## SOURCE DATA:
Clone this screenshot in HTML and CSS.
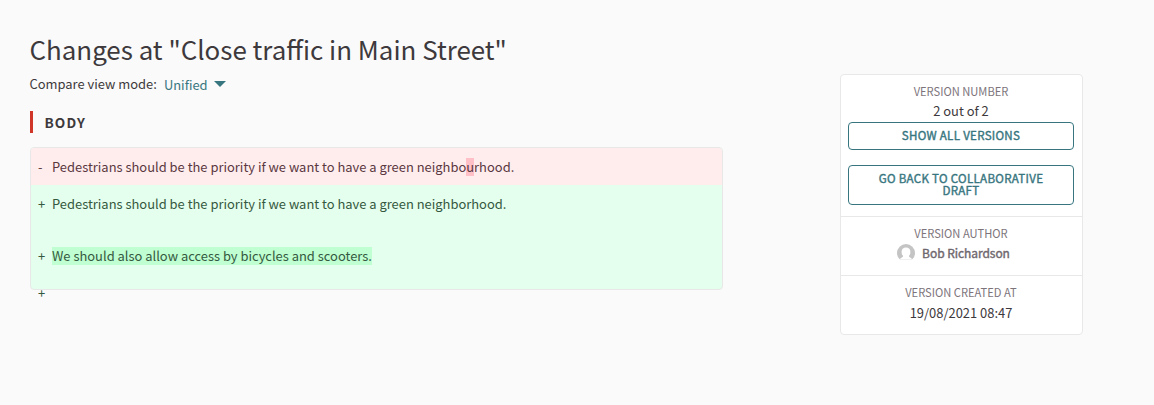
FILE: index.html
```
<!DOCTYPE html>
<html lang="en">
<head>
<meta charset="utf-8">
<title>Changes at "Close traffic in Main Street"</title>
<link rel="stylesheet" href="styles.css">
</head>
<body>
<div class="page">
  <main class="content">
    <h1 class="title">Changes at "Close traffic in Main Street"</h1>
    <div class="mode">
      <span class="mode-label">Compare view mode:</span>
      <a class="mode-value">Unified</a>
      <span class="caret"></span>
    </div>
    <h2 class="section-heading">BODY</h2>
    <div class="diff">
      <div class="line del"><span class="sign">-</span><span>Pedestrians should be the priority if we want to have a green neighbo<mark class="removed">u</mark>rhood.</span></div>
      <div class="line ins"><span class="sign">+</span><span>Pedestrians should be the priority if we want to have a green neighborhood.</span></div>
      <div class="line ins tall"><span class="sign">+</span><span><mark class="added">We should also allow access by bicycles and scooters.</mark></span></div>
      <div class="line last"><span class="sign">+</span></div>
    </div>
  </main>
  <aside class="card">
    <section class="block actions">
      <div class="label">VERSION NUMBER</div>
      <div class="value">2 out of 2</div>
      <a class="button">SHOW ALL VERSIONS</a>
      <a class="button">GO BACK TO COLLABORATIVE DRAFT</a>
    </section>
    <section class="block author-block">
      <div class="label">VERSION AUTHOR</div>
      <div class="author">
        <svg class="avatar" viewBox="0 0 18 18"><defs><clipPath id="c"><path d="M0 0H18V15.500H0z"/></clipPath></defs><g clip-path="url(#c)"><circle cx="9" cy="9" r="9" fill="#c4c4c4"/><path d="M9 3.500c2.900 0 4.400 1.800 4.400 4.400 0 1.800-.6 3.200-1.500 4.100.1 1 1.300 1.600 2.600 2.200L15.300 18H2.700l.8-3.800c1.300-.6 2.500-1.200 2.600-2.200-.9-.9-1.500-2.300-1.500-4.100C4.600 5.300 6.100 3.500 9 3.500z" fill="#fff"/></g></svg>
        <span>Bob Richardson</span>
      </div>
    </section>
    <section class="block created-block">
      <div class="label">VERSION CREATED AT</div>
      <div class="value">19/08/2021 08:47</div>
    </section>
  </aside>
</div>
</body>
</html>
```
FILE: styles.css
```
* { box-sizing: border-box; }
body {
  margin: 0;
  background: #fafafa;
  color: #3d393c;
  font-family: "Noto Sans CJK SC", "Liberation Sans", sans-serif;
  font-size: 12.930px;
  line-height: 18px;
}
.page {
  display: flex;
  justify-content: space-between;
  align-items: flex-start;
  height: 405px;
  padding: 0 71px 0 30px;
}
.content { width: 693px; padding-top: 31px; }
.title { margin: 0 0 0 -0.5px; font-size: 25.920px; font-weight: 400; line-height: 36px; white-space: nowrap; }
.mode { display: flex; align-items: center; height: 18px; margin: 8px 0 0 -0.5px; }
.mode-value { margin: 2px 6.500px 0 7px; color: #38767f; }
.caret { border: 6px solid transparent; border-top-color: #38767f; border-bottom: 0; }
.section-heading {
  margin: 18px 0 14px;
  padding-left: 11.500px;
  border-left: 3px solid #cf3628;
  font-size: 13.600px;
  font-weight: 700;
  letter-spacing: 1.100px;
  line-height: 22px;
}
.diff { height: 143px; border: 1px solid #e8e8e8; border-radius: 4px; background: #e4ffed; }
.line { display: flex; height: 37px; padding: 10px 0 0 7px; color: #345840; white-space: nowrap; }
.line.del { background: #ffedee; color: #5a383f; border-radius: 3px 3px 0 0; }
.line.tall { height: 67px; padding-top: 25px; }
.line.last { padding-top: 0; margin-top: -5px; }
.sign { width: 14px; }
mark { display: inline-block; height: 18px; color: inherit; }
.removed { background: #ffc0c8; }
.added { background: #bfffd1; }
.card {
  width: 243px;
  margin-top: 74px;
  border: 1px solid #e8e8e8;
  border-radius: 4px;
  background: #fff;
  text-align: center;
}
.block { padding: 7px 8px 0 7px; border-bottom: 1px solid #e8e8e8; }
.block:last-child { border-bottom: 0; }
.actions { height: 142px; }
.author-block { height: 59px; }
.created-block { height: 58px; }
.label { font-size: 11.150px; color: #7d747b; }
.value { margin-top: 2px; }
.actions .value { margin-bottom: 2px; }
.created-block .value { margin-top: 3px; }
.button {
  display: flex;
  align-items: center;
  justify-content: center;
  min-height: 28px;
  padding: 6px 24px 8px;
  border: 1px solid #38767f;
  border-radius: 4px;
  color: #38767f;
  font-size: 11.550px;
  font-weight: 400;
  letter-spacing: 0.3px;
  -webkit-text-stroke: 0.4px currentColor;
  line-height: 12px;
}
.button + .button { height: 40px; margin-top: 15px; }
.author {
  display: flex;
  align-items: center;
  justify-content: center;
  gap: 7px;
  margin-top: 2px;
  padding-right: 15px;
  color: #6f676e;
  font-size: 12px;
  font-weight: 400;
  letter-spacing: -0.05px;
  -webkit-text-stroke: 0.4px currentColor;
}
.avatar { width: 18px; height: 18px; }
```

## PROBLEM STATEMENT:
Copy the whole of the material above exactly, but not its images.

## RESULT FOR THIS EXERCISE:
Clone this screenshot in HTML and CSS.
FILE: index.html
```
<!DOCTYPE html>
<html lang="en">
<head>
<meta charset="utf-8">
<title>Changes at "Close traffic in Main Street"</title>
<link rel="stylesheet" href="styles.css">
</head>
<body>
<div class="page">
  <main class="content">
    <h1 class="title">Changes at "Close traffic in Main Street"</h1>
    <div class="mode">
      <span class="mode-label">Compare view mode:</span>
      <a class="mode-value">Unified</a>
      <span class="caret"></span>
    </div>
    <h2 class="section-heading">BODY</h2>
    <div class="diff">
      <div class="line del"><span class="sign">-</span><span>Pedestrians should be the priority if we want to have a green neighbo<mark class="removed">u</mark>rhood.</span></div>
      <div class="line ins"><span class="sign">+</span><span>Pedestrians should be the priority if we want to have a green neighborhood.</span></div>
      <div class="line ins tall"><span class="sign">+</span><span><mark class="added">We should also allow access by bicycles and scooters.</mark></span></div>
      <div class="line last"><span class="sign">+</span></div>
    </div>
  </main>
  <aside class="card">
    <section class="block actions">
      <div class="label">VERSION NUMBER</div>
      <div class="value">2 out of 2</div>
      <a class="button">SHOW ALL VERSIONS</a>
      <a class="button">GO BACK TO COLLABORATIVE DRAFT</a>
    </section>
    <section class="block author-block">
      <div class="label">VERSION AUTHOR</div>
      <div class="author">
        <svg class="avatar" viewBox="0 0 18 18"><defs><clipPath id="c"><path d="M0 0H18V15.500H0z"/></clipPath></defs><g clip-path="url(#c)"><circle cx="9" cy="9" r="9" fill="#c4c4c4"/><path d="M9 3.500c2.900 0 4.400 1.800 4.400 4.400 0 1.800-.6 3.200-1.500 4.100.1 1 1.300 1.600 2.600 2.200L15.300 18H2.700l.8-3.800c1.300-.6 2.500-1.200 2.600-2.200-.9-.9-1.500-2.300-1.500-4.100C4.600 5.300 6.100 3.500 9 3.500z" fill="#fff"/></g></svg>
        <span>Bob Richardson</span>
      </div>
    </section>
    <section class="block created-block">
      <div class="label">VERSION CREATED AT</div>
      <div class="value">19/08/2021 08:47</div>
    </section>
  </aside>
</div>
</body>
</html>
```
FILE: styles.css
```
* { box-sizing: border-box; }
body {
  margin: 0;
  background: #fafafa;
  color: #3d393c;
  font-family: "Noto Sans CJK SC", "Liberation Sans", sans-serif;
  font-size: 12.930px;
  line-height: 18px;
}
.page {
  display: flex;
  justify-content: space-between;
  align-items: flex-start;
  height: 405px;
  padding: 0 71px 0 30px;
}
.content { width: 693px; padding-top: 31px; }
.title { margin: 0 0 0 -0.5px; font-size: 25.920px; font-weight: 400; line-height: 36px; white-space: nowrap; }
.mode { display: flex; align-items: center; height: 18px; margin: 8px 0 0 -0.5px; }
.mode-value { margin: 2px 6.500px 0 7px; color: #38767f; }
.caret { border: 6px solid transparent; border-top-color: #38767f; border-bottom: 0; }
.section-heading {
  margin: 18px 0 14px;
  padding-left: 11.500px;
  border-left: 3px solid #cf3628;
  font-size: 13.600px;
  font-weight: 700;
  letter-spacing: 1.100px;
  line-height: 22px;
}
.diff { height: 143px; border: 1px solid #e8e8e8; border-radius: 4px; background: #e4ffed; }
.line { display: flex; height: 37px; padding: 10px 0 0 7px; color: #345840; white-space: nowrap; }
.line.del { background: #ffedee; color: #5a383f; border-radius: 3px 3px 0 0; }
.line.tall { height: 67px; padding-top: 25px; }
.line.last { padding-top: 0; margin-top: -5px; }
.sign { width: 14px; }
mark { display: inline-block; height: 18px; color: inherit; }
.removed { background: #ffc0c8; }
.added { background: #bfffd1; }
.card {
  width: 243px;
  margin-top: 74px;
  border: 1px solid #e8e8e8;
  border-radius: 4px;
  background: #fff;
  text-align: center;
}
.block { padding: 7px 8px 0 7px; border-bottom: 1px solid #e8e8e8; }
.block:last-child { border-bottom: 0; }
.actions { height: 142px; }
.author-block { height: 59px; }
.created-block { height: 58px; }
.label { font-size: 11.150px; color: #7d747b; }
.value { margin-top: 2px; }
.actions .value { margin-bottom: 2px; }
.created-block .value { margin-top: 3px; }
.button {
  display: flex;
  align-items: center;
  justify-content: center;
  min-height: 28px;
  padding: 6px 24px 8px;
  border: 1px solid #38767f;
  border-radius: 4px;
  color: #38767f;
  font-size: 11.550px;
  font-weight: 400;
  letter-spacing: 0.3px;
  -webkit-text-stroke: 0.4px currentColor;
  line-height: 12px;
}
.button + .button { height: 40px; margin-top: 15px; }
.author {
  display: flex;
  align-items: center;
  justify-content: center;
  gap: 7px;
  margin-top: 2px;
  padding-right: 15px;
  color: #6f676e;
  font-size: 12px;
  font-weight: 400;
  letter-spacing: -0.05px;
  -webkit-text-stroke: 0.4px currentColor;
}
.avatar { width: 18px; height: 18px; }
```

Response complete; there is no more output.